STORED DATA
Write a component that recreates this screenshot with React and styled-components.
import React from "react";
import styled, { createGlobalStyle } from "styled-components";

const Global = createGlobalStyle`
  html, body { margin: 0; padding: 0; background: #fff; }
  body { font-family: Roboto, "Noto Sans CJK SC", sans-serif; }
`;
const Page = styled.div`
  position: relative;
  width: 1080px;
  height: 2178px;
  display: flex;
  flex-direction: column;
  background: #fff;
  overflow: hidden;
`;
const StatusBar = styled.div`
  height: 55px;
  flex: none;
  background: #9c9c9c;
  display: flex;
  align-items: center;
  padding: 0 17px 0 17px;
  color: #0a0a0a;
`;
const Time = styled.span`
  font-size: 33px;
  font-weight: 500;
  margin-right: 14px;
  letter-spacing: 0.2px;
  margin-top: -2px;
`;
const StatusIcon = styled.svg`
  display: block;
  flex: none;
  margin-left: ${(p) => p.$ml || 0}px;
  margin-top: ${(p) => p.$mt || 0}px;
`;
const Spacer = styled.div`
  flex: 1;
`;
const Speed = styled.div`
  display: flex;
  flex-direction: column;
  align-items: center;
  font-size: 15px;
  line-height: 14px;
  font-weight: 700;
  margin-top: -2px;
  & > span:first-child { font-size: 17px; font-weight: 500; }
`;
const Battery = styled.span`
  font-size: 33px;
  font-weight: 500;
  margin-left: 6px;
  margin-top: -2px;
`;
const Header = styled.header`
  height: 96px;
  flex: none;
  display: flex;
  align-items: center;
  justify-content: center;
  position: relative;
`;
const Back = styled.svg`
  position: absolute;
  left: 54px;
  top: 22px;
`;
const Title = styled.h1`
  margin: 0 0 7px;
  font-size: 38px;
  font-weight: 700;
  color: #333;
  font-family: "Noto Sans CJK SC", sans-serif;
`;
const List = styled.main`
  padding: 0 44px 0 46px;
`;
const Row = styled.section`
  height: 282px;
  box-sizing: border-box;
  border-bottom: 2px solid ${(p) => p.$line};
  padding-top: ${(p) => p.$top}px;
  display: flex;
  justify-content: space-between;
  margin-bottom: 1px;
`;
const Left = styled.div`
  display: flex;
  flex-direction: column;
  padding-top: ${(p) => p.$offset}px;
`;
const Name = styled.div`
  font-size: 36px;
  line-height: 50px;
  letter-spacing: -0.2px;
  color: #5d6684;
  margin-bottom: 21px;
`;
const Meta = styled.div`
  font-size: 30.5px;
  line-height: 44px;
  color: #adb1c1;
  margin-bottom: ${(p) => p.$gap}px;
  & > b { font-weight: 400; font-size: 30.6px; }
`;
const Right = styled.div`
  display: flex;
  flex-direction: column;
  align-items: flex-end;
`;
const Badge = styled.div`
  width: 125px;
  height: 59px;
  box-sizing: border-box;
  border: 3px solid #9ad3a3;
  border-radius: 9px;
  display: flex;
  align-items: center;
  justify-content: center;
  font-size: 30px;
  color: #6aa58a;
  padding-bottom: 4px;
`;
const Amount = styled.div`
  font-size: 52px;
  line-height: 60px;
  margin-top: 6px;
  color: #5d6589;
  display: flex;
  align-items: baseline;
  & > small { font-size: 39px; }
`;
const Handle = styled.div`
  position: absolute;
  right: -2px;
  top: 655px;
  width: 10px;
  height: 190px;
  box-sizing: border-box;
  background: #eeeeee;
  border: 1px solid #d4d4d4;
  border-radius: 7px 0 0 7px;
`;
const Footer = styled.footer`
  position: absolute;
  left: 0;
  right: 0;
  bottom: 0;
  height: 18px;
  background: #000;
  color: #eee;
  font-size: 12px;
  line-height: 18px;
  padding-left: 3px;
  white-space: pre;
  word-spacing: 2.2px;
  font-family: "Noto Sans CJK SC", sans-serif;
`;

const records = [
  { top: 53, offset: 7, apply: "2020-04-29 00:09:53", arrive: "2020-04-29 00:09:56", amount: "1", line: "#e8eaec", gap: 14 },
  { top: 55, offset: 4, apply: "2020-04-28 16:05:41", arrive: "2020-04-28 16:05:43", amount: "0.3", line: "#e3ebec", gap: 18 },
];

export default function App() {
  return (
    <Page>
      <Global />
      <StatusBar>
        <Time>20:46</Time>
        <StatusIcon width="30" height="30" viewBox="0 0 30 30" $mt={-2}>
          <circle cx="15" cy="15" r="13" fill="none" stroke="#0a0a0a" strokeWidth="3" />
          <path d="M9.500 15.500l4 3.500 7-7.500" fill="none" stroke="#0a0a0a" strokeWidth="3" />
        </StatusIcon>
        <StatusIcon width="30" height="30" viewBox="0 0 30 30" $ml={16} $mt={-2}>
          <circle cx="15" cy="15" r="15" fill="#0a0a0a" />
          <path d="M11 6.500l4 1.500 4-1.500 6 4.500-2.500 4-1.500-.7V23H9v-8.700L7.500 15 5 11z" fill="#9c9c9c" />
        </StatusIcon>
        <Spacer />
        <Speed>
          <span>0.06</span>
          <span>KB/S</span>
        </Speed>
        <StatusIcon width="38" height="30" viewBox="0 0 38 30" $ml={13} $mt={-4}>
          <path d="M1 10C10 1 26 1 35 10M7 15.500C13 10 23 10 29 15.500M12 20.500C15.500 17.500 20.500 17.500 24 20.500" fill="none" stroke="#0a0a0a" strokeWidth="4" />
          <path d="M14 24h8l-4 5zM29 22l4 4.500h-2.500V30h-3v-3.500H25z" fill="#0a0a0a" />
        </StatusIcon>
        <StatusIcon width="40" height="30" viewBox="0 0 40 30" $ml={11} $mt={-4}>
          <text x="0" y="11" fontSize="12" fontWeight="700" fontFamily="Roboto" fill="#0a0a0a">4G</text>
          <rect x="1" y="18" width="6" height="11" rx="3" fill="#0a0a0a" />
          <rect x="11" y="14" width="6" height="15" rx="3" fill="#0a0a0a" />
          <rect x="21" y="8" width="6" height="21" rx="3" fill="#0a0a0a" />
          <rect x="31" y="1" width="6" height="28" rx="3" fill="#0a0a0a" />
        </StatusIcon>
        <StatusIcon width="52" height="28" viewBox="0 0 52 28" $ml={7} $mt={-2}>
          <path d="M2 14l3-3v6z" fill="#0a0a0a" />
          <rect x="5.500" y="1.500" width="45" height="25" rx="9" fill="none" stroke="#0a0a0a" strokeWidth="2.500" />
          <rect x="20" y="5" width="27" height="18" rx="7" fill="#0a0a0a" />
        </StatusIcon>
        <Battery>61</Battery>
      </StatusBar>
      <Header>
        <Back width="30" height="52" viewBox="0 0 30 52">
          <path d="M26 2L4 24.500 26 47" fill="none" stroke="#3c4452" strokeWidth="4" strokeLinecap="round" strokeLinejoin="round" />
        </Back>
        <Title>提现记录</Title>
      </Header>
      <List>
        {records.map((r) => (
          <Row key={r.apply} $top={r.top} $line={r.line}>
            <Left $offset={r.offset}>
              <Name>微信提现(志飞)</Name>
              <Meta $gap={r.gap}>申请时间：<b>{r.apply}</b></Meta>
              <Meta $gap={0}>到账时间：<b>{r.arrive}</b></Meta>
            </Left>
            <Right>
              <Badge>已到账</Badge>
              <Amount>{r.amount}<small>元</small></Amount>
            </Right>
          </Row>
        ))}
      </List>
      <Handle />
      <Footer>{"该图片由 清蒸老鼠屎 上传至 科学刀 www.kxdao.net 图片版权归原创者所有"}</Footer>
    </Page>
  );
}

WHAT YOU NEED TO DO
Your task is to repeat the data exactly; please include every line.

ANSWER TO THE PROBLEM
Write a component that recreates this screenshot with React and styled-components.
import React from "react";
import styled, { createGlobalStyle } from "styled-components";

const Global = createGlobalStyle`
  html, body { margin: 0; padding: 0; background: #fff; }
  body { font-family: Roboto, "Noto Sans CJK SC", sans-serif; }
`;
const Page = styled.div`
  position: relative;
  width: 1080px;
  height: 2178px;
  display: flex;
  flex-direction: column;
  background: #fff;
  overflow: hidden;
`;
const StatusBar = styled.div`
  height: 55px;
  flex: none;
  background: #9c9c9c;
  display: flex;
  align-items: center;
  padding: 0 17px 0 17px;
  color: #0a0a0a;
`;
const Time = styled.span`
  font-size: 33px;
  font-weight: 500;
  margin-right: 14px;
  letter-spacing: 0.2px;
  margin-top: -2px;
`;
const StatusIcon = styled.svg`
  display: block;
  flex: none;
  margin-left: ${(p) => p.$ml || 0}px;
  margin-top: ${(p) => p.$mt || 0}px;
`;
const Spacer = styled.div`
  flex: 1;
`;
const Speed = styled.div`
  display: flex;
  flex-direction: column;
  align-items: center;
  font-size: 15px;
  line-height: 14px;
  font-weight: 700;
  margin-top: -2px;
  & > span:first-child { font-size: 17px; font-weight: 500; }
`;
const Battery = styled.span`
  font-size: 33px;
  font-weight: 500;
  margin-left: 6px;
  margin-top: -2px;
`;
const Header = styled.header`
  height: 96px;
  flex: none;
  display: flex;
  align-items: center;
  justify-content: center;
  position: relative;
`;
const Back = styled.svg`
  position: absolute;
  left: 54px;
  top: 22px;
`;
const Title = styled.h1`
  margin: 0 0 7px;
  font-size: 38px;
  font-weight: 700;
  color: #333;
  font-family: "Noto Sans CJK SC", sans-serif;
`;
const List = styled.main`
  padding: 0 44px 0 46px;
`;
const Row = styled.section`
  height: 282px;
  box-sizing: border-box;
  border-bottom: 2px solid ${(p) => p.$line};
  padding-top: ${(p) => p.$top}px;
  display: flex;
  justify-content: space-between;
  margin-bottom: 1px;
`;
const Left = styled.div`
  display: flex;
  flex-direction: column;
  padding-top: ${(p) => p.$offset}px;
`;
const Name = styled.div`
  font-size: 36px;
  line-height: 50px;
  letter-spacing: -0.2px;
  color: #5d6684;
  margin-bottom: 21px;
`;
const Meta = styled.div`
  font-size: 30.5px;
  line-height: 44px;
  color: #adb1c1;
  margin-bottom: ${(p) => p.$gap}px;
  & > b { font-weight: 400; font-size: 30.6px; }
`;
const Right = styled.div`
  display: flex;
  flex-direction: column;
  align-items: flex-end;
`;
const Badge = styled.div`
  width: 125px;
  height: 59px;
  box-sizing: border-box;
  border: 3px solid #9ad3a3;
  border-radius: 9px;
  display: flex;
  align-items: center;
  justify-content: center;
  font-size: 30px;
  color: #6aa58a;
  padding-bottom: 4px;
`;
const Amount = styled.div`
  font-size: 52px;
  line-height: 60px;
  margin-top: 6px;
  color: #5d6589;
  display: flex;
  align-items: baseline;
  & > small { font-size: 39px; }
`;
const Handle = styled.div`
  position: absolute;
  right: -2px;
  top: 655px;
  width: 10px;
  height: 190px;
  box-sizing: border-box;
  background: #eeeeee;
  border: 1px solid #d4d4d4;
  border-radius: 7px 0 0 7px;
`;
const Footer = styled.footer`
  position: absolute;
  left: 0;
  right: 0;
  bottom: 0;
  height: 18px;
  background: #000;
  color: #eee;
  font-size: 12px;
  line-height: 18px;
  padding-left: 3px;
  white-space: pre;
  word-spacing: 2.2px;
  font-family: "Noto Sans CJK SC", sans-serif;
`;

const records = [
  { top: 53, offset: 7, apply: "2020-04-29 00:09:53", arrive: "2020-04-29 00:09:56", amount: "1", line: "#e8eaec", gap: 14 },
  { top: 55, offset: 4, apply: "2020-04-28 16:05:41", arrive: "2020-04-28 16:05:43", amount: "0.3", line: "#e3ebec", gap: 18 },
];

export default function App() {
  return (
    <Page>
      <Global />
      <StatusBar>
        <Time>20:46</Time>
        <StatusIcon width="30" height="30" viewBox="0 0 30 30" $mt={-2}>
          <circle cx="15" cy="15" r="13" fill="none" stroke="#0a0a0a" strokeWidth="3" />
          <path d="M9.500 15.500l4 3.500 7-7.500" fill="none" stroke="#0a0a0a" strokeWidth="3" />
        </StatusIcon>
        <StatusIcon width="30" height="30" viewBox="0 0 30 30" $ml={16} $mt={-2}>
          <circle cx="15" cy="15" r="15" fill="#0a0a0a" />
          <path d="M11 6.500l4 1.500 4-1.500 6 4.500-2.500 4-1.500-.7V23H9v-8.700L7.500 15 5 11z" fill="#9c9c9c" />
        </StatusIcon>
        <Spacer />
        <Speed>
          <span>0.06</span>
          <span>KB/S</span>
        </Speed>
        <StatusIcon width="38" height="30" viewBox="0 0 38 30" $ml={13} $mt={-4}>
          <path d="M1 10C10 1 26 1 35 10M7 15.500C13 10 23 10 29 15.500M12 20.500C15.500 17.500 20.500 17.500 24 20.500" fill="none" stroke="#0a0a0a" strokeWidth="4" />
          <path d="M14 24h8l-4 5zM29 22l4 4.500h-2.500V30h-3v-3.500H25z" fill="#0a0a0a" />
        </StatusIcon>
        <StatusIcon width="40" height="30" viewBox="0 0 40 30" $ml={11} $mt={-4}>
          <text x="0" y="11" fontSize="12" fontWeight="700" fontFamily="Roboto" fill="#0a0a0a">4G</text>
          <rect x="1" y="18" width="6" height="11" rx="3" fill="#0a0a0a" />
          <rect x="11" y="14" width="6" height="15" rx="3" fill="#0a0a0a" />
          <rect x="21" y="8" width="6" height="21" rx="3" fill="#0a0a0a" />
          <rect x="31" y="1" width="6" height="28" rx="3" fill="#0a0a0a" />
        </StatusIcon>
        <StatusIcon width="52" height="28" viewBox="0 0 52 28" $ml={7} $mt={-2}>
          <path d="M2 14l3-3v6z" fill="#0a0a0a" />
          <rect x="5.500" y="1.500" width="45" height="25" rx="9" fill="none" stroke="#0a0a0a" strokeWidth="2.500" />
          <rect x="20" y="5" width="27" height="18" rx="7" fill="#0a0a0a" />
        </StatusIcon>
        <Battery>61</Battery>
      </StatusBar>
      <Header>
        <Back width="30" height="52" viewBox="0 0 30 52">
          <path d="M26 2L4 24.500 26 47" fill="none" stroke="#3c4452" strokeWidth="4" strokeLinecap="round" strokeLinejoin="round" />
        </Back>
        <Title>提现记录</Title>
      </Header>
      <List>
        {records.map((r) => (
          <Row key={r.apply} $top={r.top} $line={r.line}>
            <Left $offset={r.offset}>
              <Name>微信提现(志飞)</Name>
              <Meta $gap={r.gap}>申请时间：<b>{r.apply}</b></Meta>
              <Meta $gap={0}>到账时间：<b>{r.arrive}</b></Meta>
            </Left>
            <Right>
              <Badge>已到账</Badge>
              <Amount>{r.amount}<small>元</small></Amount>
            </Right>
          </Row>
        ))}
      </List>
      <Handle />
      <Footer>{"该图片由 清蒸老鼠屎 上传至 科学刀 www.kxdao.net 图片版权归原创者所有"}</Footer>
    </Page>
  );
}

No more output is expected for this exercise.